1: “Oyamazaki Villa Museum of Art” – Appreciate Claude Monet in a traditional western-style building
The Oyamazaki Villa Museum of Art is a western-style house that was built around the Taisho and early Showa periods and was turned into a museum. It was formerly used as a villa.
On either side of the museum sits the Underground Jewelry Box―an underground building built to turn the villa into a museum, and the Dream Box―a gallery, both built by Japanese architect Tadao Ando. Both buildings house permanent art exhibitions as well as periodic exhibitions. The second floor of the museum also has a café. We received special permission to tour the site but it is normally off-limits.
The inside of the building has a retro style to it. The doors, lamps and stained glass windows create an otherworldly atmosphere. The stained glass window pictured above has been there since the building was first built.
Inside the Underground Jewelry Box, paintings such as those from Claude Monet’s lauded Water Lilies series line the undressed concrete walls. These are housed here permanently but the pieces may be switched for certain events.
When we visited there was an event happening titled “Viewing the Kimono in Junichiro TANIZAKI’s Literary Works.” The exhibition looks at how Japanese author Junichiro Tanizaki depicted women and their fashion and examines the way they dress. On display are kimono recreated from his works. The exhibition is ongoing until December 2, 2018.

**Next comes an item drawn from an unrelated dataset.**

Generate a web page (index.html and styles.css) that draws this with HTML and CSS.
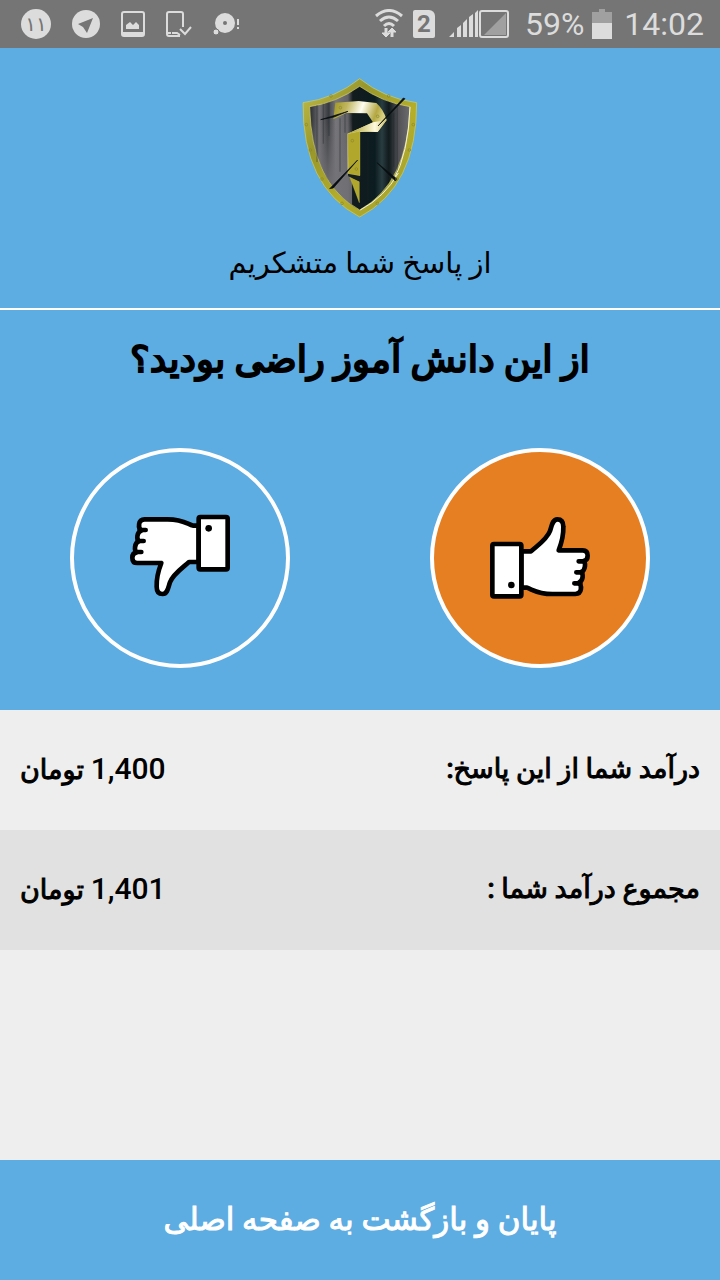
FILE: index.html
```html
<!DOCTYPE html>
<html lang="fa" dir="rtl">
<head>
<meta charset="utf-8">
<meta name="viewport" content="width=device-width, initial-scale=1">
<title>از پاسخ شما متشکریم</title>
<link rel="stylesheet" href="styles.css">
</head>
<body>
<div class="screen">
  <div class="status" dir="ltr">
    <div class="notices">
      <span class="badge">۱۱</span>
      <svg width="28" height="28" viewBox="0 0 28 28"><circle cx="14" cy="14" r="14" fill="#dcdcdc"/><path d="M21 8 6 14l5 3 4 6z" fill="#757575"/></svg>
      <svg width="24" height="26" viewBox="0 0 24 26"><rect x="1" y="1" width="22" height="24" rx="2" fill="none" stroke="#dcdcdc" stroke-width="2"/><path d="M2 21h20v3H2zM5 18v-4l4-3 3 3 3-3 3 3v4z" fill="#dcdcdc"/></svg>
      <svg width="26" height="26" viewBox="0 0 26 26" fill="none" stroke="#dcdcdc" stroke-width="2"><path d="M17 16V3q0-2-2-2H3Q1 1 1 3v20q0 2 2 2h11M1 22h4M6 22h5l3 2M14 18l5 5 6-7"/></svg>
      <svg width="28" height="24" viewBox="0 0 28 24" fill="#dcdcdc"><path fill-rule="evenodd" d="M2 11a10 10 0 1 0 20 0 10 10 0 1 0-20 0m8 0a2 2 0 1 1 4 0 2 2 0 1 1-4 0"/><circle cx="3" cy="20" r="3" stroke="#757575"/><path d="M24 7h2v6h-2zm0 8h2v2h-2z"/></svg>
    </div>
    <div class="system">
      <svg class="wifi" width="28" height="30" viewBox="0 0 28 30" fill="none" stroke="#dcdcdc" stroke-width="3"><path d="M1 7q13-11 26 0M5 12q9-8 18 0M9 17q5-5 10 0"/><path d="M11 19v7M17 28v-7" stroke-width="3"/><path d="m7 24 4 4 4-4zM13 23l4-4 4 4z" fill="#dcdcdc" stroke-width="1"/></svg>
      <span class="sim">2</span>
      <svg width="60" height="28" viewBox="0 0 60 28"><path d="m0 27 5-5v5zM8 27v-9l4-3v12zM14 27V13l4-4v18zM20 27V7l4-3v23zM26 27V3l3-3v27z" fill="#dcdcdc"/><rect x="31" y="1" width="28" height="26" rx="2" fill="none" stroke="#dcdcdc" stroke-width="2"/><path d="M35 25 57 3v22z" fill="#a0a0a0"/></svg>
      <span class="percent">59%</span>
      <svg width="20" height="30" viewBox="0 0 20 30"><path d="M7 0h6v3h7v11H0V3h7z" fill="#a0a0a0"/><path d="M0 14h20v16H0z" fill="#dcdcdc"/></svg>
      <span class="clock">14:02</span>
    </div>
  </div>

  <header class="thanks">
    <svg class="shield" width="116" height="140" viewBox="38 24 346 420" role="img" aria-label="نشان">
      <defs>
        <linearGradient id="rim" x1="0" y1="0" x2="1" y2="1"><stop offset="0" stop-color="#c5c04d"/><stop offset=".3" stop-color="#99972b"/><stop offset=".6" stop-color="#b5ae2a"/><stop offset="1" stop-color="#9c9c32"/></linearGradient>
        <linearGradient id="steel"><stop offset="0" stop-color="#282c30"/><stop offset=".1" stop-color="#717074"/><stop offset=".18" stop-color="#3c3f43"/><stop offset=".26" stop-color="#77767a"/><stop offset=".38" stop-color="#626266"/><stop offset=".43" stop-color="#131b1e"/><stop offset=".65" stop-color="#0b1c20"/><stop offset=".72" stop-color="#293d41"/><stop offset=".79" stop-color="#0f191c"/><stop offset=".88" stop-color="#515155"/><stop offset="1" stop-color="#6d6d70"/></linearGradient>
        <linearGradient id="low" x1="0" y1="0" x2="0" y2="1"><stop offset=".25" stop-color="#737276" stop-opacity="0"/><stop offset=".8" stop-color="#737276" stop-opacity=".85"/></linearGradient>
        <linearGradient id="gold" gradientUnits="userSpaceOnUse" x1="135" y1="100" x2="275" y2="150"><stop offset="0" stop-color="#a39a24"/><stop offset=".25" stop-color="#c1b65f"/><stop offset=".55" stop-color="#fffdf1"/><stop offset=".85" stop-color="#b4a842"/><stop offset="1" stop-color="#d8d080"/></linearGradient>
        <linearGradient id="tip"><stop offset=".1" stop-color="#ada52e"/><stop offset=".7" stop-color="#fff9df"/><stop offset="1" stop-color="#c9be68"/></linearGradient>
      </defs>
      <path d="M210 26Q283 85 381 98 382 350 210 441 38 350 40 98 137 85 210 26Z" fill="url(#rim)" stroke="#d4d05b" stroke-width="2"/>
      <path d="M210 49Q280 98 361 110 355 340 210 420 65 340 60 110 140 98 210 49Z" fill="url(#steel)" stroke="#d9d578" stroke-width="2"/>
      <path d="M61 112Q130 100 187 64V405Q64 320 61 112Z" fill="url(#low)"/>
      <path d="M82 106v170M101 101v120M118 98v100M151 145v160M166 120v68M312 130v160M323 110v200M298 102v220M261 190v130M235 200v190" stroke="#1d2428" stroke-width="4" opacity=".35"/>
      <path d="M361 111Q356 250 312 330M212 420Q286 380 326 309" fill="none" stroke="#f4f2dc" stroke-width="3"/>
      <path d="M174 191 250 157 232 130 170 129 131 148 137 98 207 93 260 99Q282 118 291 150L264 186H211V328L174 315Z" fill="url(#gold)"/>
      <path d="M250 157 291 150 264 186 211 184 174 191Z" fill="url(#tip)"/>
      <path d="m174 191 37-7v133l-35-5zM180 320l29 14v64z" fill="#b1a72c" stroke="#d0c757"/>
      <path d="M174 311 212 318V336L176 319Z" fill="#17201f"/>
      <path d="m93 149 82-25-42 17zM265 168l76-84 5 2zM120 356l84-86-73 84zM262 278l60 49-5 6z" fill="#080d10" stroke="#080d10" stroke-width="2"/>
      <g fill="none" stroke="#8a8630" stroke-width="2"><circle cx="124" cy="78" r="4"/><circle cx="297" cy="78" r="4"/><circle cx="50" cy="164" r="4"/><circle cx="371" cy="164" r="4"/><circle cx="62" cy="240" r="4"/><circle cx="359" cy="240" r="4"/><circle cx="97" cy="327" r="4"/><circle cx="322" cy="327" r="4"/><circle cx="157" cy="400" r="4"/><circle cx="263" cy="400" r="4"/><circle cx="152" cy="113" r="4"/><circle cx="264" cy="139" r="4"/><circle cx="188" cy="212" r="4"/><circle cx="200" cy="297" r="4"/></g>
    </svg>
    <p class="message">از پاسخ شما متشکریم</p>
  </header>

  <section class="question">
    <h1 class="title">از این دانش آموز راضی بودید؟</h1>
    <div class="votes">
      <button class="vote chosen" type="button" aria-label="راضی بودم" aria-pressed="true">
        <svg width="100" height="100" viewBox="210 204 300 300">
          <g id="thumb" fill="#fff" stroke="#000" stroke-width="14" stroke-linejoin="round" stroke-linecap="round">
            <path d="M304 334h29c20-18 48-36 57-61 5-14 7-35 22-35 13 0 18 9 18 22 1 28-5 48-14 71h72c11 0 15 7 15 16 0 10-5 15-13 16 8 4 7 29-7 33 8 6 7 27-7 32 10 7 11 34-10 34h-69c-43 0-55-11-76-19h-17z"/>
            <path d="M476 364h18M469 397h18M463 430h18" fill="none"/>
            <rect x="217" y="312" width="87" height="157" rx="5"/>
            <circle cx="274" cy="435" r="10" fill="#000" stroke="none"/>
          </g>
        </svg>
      </button>
      <button class="vote" type="button" aria-label="راضی نبودم" aria-pressed="false">
        <svg width="100" height="100" viewBox="210 204 300 300"><use href="#thumb" transform="rotate(180 360 350)"/></svg>
      </button>
    </div>
  </section>

  <main class="income">
    <dl class="rows">
      <div class="row"><dt>درآمد شما از این پاسخ:</dt><dd><span class="amount">1,400</span> تومان</dd></div>
      <div class="row shaded"><dt>مجموع درآمد شما :</dt><dd><span class="amount">1,401</span> تومان</dd></div>
    </dl>
  </main>

  <button class="finish" type="button">پایان و بازگشت به صفحه اصلی</button>
</div>
</body>
</html>
```
FILE: styles.css
```css
* { box-sizing: border-box; }

body {
  margin: 0;
  background: #eee;
  color: #000;
  font-family: Roboto, "DejaVu Sans", sans-serif;
}

.screen {
  display: flex;
  flex-direction: column;
  min-height: 100vh;
}

svg { display: block; flex: none; }

.status {
  display: flex;
  justify-content: space-between;
  align-items: center;
  height: 48px;
  padding: 0 16px 0 21px;
  background: #757575;
  color: #dcdcdc;
}

.notices { display: flex; align-items: center; gap: 21px; }

.badge {
  width: 30px;
  height: 30px;
  border-radius: 50%;
  background: #dcdcdc;
  color: #757575;
  font-size: 20px;
  font-weight: 500;
  line-height: 30px;
  text-align: center;
}

.system { display: flex; align-items: center; gap: 8px; }
.wifi { margin-right: 2px; }

.sim {
  width: 22px;
  height: 28px;
  margin-right: 6px;
  border-radius: 2px 6px 2px 2px;
  background: #dcdcdc;
  color: #757575;
  font-size: 24px;
  font-weight: bold;
  line-height: 28px;
  text-align: center;
}

.percent, .clock { font-size: 32px; line-height: 48px; }
.percent { margin-left: 8px; }
.clock { margin-left: 4px; }

.thanks {
  display: flex;
  flex-direction: column;
  align-items: center;
  gap: 20px;
  padding: 30px 20px 20px;
  border-bottom: 2px solid #fff;
  background: #5dace2;
}

.message { margin: 0; font-size: 29px; line-height: 50px; }

.question { padding: 20px 0 42px; background: #5dace2; }

.title {
  margin: 0;
  font-size: 37px;
  font-weight: 500;
  line-height: 60px;
  text-align: center;
  -webkit-text-stroke: 2px currentColor;
}

.votes {
  display: grid;
  grid-template-columns: 1fr 1fr;
  justify-items: center;
  margin-top: 58px;
}

.vote {
  display: grid;
  place-items: center;
  width: 220px;
  height: 220px;
  padding: 0;
  border: 4px solid #fff;
  border-radius: 50%;
  background: transparent;
}

.chosen { background: #e57f22; }

.income { flex: 1; }
.rows { margin: 0; }

.row {
  display: flex;
  justify-content: space-between;
  align-items: center;
  min-height: 120px;
  padding: 0 20px 2px;
  font-size: 27px;
  font-weight: 500;
  line-height: 40px;
  -webkit-text-stroke: 1px currentColor;
}

.row dd { margin: 0; }
.amount { font-size: 30px; -webkit-text-stroke: 0; }
.shaded { background: #e1e1e1; }

.finish {
  min-height: 120px;
  padding: 0 20px 2px;
  border: 0;
  background: #5dace2;
  color: #fff;
  font: 500 31px Roboto, "DejaVu Sans", sans-serif;
  -webkit-text-stroke: 1px currentColor;
}
```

The designs revive those used in the time. Dot patterns are used as is lace. The outfits are also finished with baskets and boots too. Every kimono there will have you thinking just how stylish the women of that time were. You can really get a sense of the fashion back then.
The second floor café has a terrace where you can enjoy an unbroken view of the cityscape. When you’ve had your fill of art, head up and indulge in some tea and cake while enjoying the scenery.

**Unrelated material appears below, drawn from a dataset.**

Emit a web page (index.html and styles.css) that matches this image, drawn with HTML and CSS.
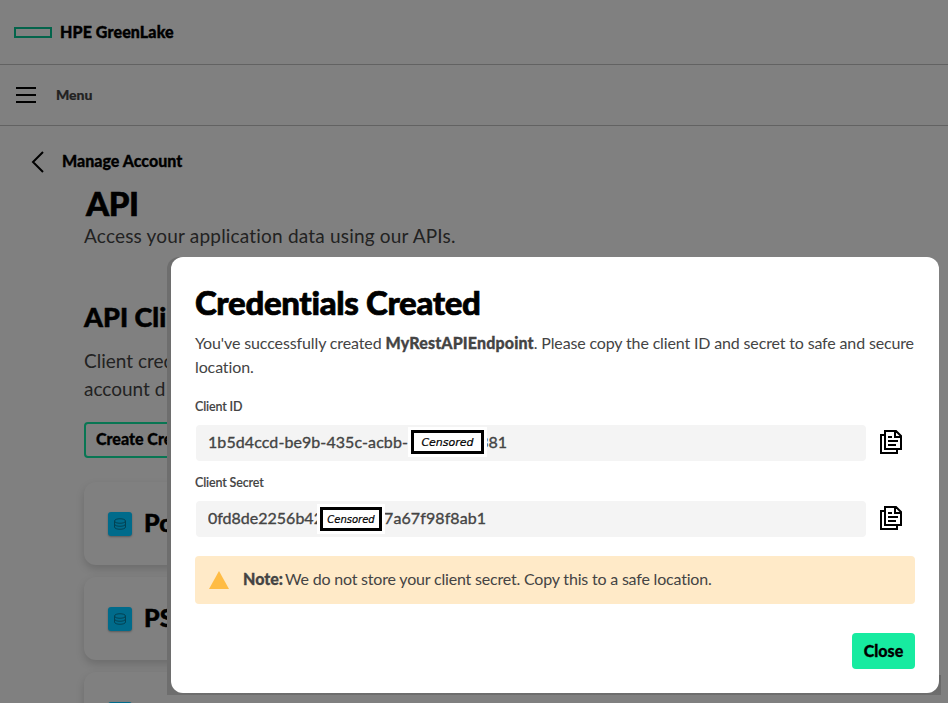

2: “Yanagimachi” – A restaurant renovated from a townhouse
Next on the list is Yanagimachi, a restaurant located in Fukuchiyama. The surrounding area of the city is rich in agricultural produce and livelihood is still surrounded by the grace of the forest today.
Situated within this “Forest of Kyoto” is Yanagimachi, a restaurant that was renovated from a traditional townhouse built in the Meiji period. Despite being in the middle of Fukuchiyama it’s located in a place that still has that old fashioned Japanese castle town atmosphere. The entrance can be found on the side as you walk across the stone paving.
When you walk in, it doesn’t feel like a building from the Meiji period at all – it’s so modern!
We ate food made using vegetables harvested locally, amazing chicken and fish. The sashimi included pickled mackerel, greater amberjack, porgy and young Pacific bluefin tuna. Their huge portions of karaage fried food are also one of their specialties.
This photo above is another one of the restaurant’s famous foods: kamosuki. The fat of the duck is smooth and melts in your mouth. The locally harvested Kujo green onions are sweet and went perfectly with the duck.
Discover the taste of Kyoto by trying this food yourself – food you can’t find anywhere else, served in a restaurant hidden and tucked away from the world.
Did you enjoy this “adult” trip to Kyoto? Kyoto is home many hidden gem locations. Try finding your own “Discover own your Kyoto” too and discover new things to enjoy in the city.